Entrambe le squadre rischiano molto con questo scambio, per diverse ragioni: da un lato i Kings acquisiscono un giocatore che apporta si grande difesa, energia e motivazione, ma anche un carattere tutt'altro che facile da gestire; d'altro canto, i Pacers ricevono un giocatore il cui contratto prevede una clausola che gli permette di diventare free agent quest'estate, e che deve riscattare un anno e mezzo non giocato ai livelli a cui ci aveva abituato in precedenza.
L'eliminazione dai playoffs per mano di Minnesota nel 2004, e le conseguenti critiche di Webber verso alcuni giocatori non meglio precisati (anche se il riferimento a Peja sembrava chiaro), hanno causato delle crepe in un rapporto che sembrava indissolubile. Il serbo chiese già allora di essere ceduto, ma la proprietà si oppose ritenendolo fondamentale, e preferì spedire Webber a Philadelphia.
Ora Peja ha una nuova chance in una squadra che punta anch'essa al rilancio dopo un periodo fatto di luci ed ombre. La squadra è in piena corsa per i playoffs, ed i recenti cambiamenti nel roster hanno portato anche ad un rinnovamento nello stile di gioco, apprezzato anche dalla star della squadra, Jermaine O'Neal, il cui rientro dall'infortunio all'inguine è previsto poco prima della fine della regular season.
Carlisle, allenatore dalle indubbie doti di "knowledge" del gioco, ha fatto si che si passasse da un attacco composto prevalentemente di giochi a metà campo in post basso, ad una filosofia di squadra a tutto campo che corre, crea spazi per andare a rimbalzo e fa circolare velocemente la palla. Un gioco in cui O'Neal crede di potersi adattare sia dal punto di vista tecnico che fisico, e che permetterà a Stojakovic di ritrovare la propria dimensione.
Già nelle prime partite del serbo con la canotta dei Pacers, si sono visti dei giochi realizzati apposta per lui, con maggiore libertà in transizione e numerosi tiri in uscita dai blocchi: tutto questo ha portato, dopo un difficile periodo di assestamento che ha visto Indiana perdere sei volte di seguito, ad un contro-parziale di quattro vittorie consecutive che hanno ridato fiducia all'ambiente, ed hanno visto l'ultimo arrivato intergrarsi sempre più nel nuovo sistema.
Inoltre, la nuova linfa dei Pacers arriva dai comprimari: i miglioramenti a rimbalzo non sono dovuti solo ad un attacco allargato che crea più spazi per gli inserimenti sotto canestro, ma anche al fatto che in contumacia O'Neal, Jeff Foster e Scot Pollard, dediti maggiormente al lavoro sporco, si trovano ad avere più minuti insieme in campo. Anche Danny Granger e David Harrison stanno dando un ottimo contributo sotto le plance, mentre Fred Jones e Jasikevicius dalla panchina stanno inanellando una serie di prestazioni positive.
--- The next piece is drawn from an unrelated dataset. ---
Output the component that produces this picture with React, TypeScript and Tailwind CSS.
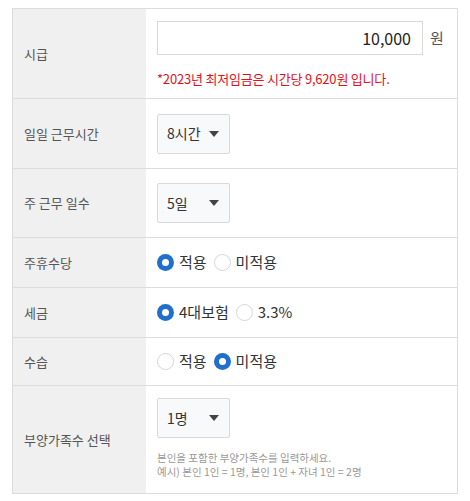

Rick Carlisle spera di poter mantenere questo stile di gioco anche nei playoffs, e di vedere, oltre al ritorno di O'Neal, delle prestazioni continue da parte di Stephen Jackson, al momento vero "go to guy" della squadra, ed in generale un minor accanimento da parte della sorte che continua a vedere i Pacers protagonisti di tanti, troppi infortuni (il ritiro forzato di Jonathan Bender è un vero peccato considerate le potenzialità che il giocatore aveva dimostrato nei primi anni di carriera).
La squadra è ancora un cantiere aperto, ma finalmente sembra essere tornato a regnare l'ottimismo, soprattutto perché il progetto per il futuro va concretizzandosi: i Pacers hanno giocatori di talento ed un gioco più accattivante rispetto al passato, si sono liberati delle scorie legate ad Artest, ed hanno anche spazio salariale per sperare di conquistare sul mercato quei pezzi che possono completare il puzzle di una squadra che quest'anno sarà sicuramente una mina vagante ad est, ma che dall'anno prossimo cercherà sicuramente di tornare a puntare a qualcosa di più di una semplice partecipazione alla post-season.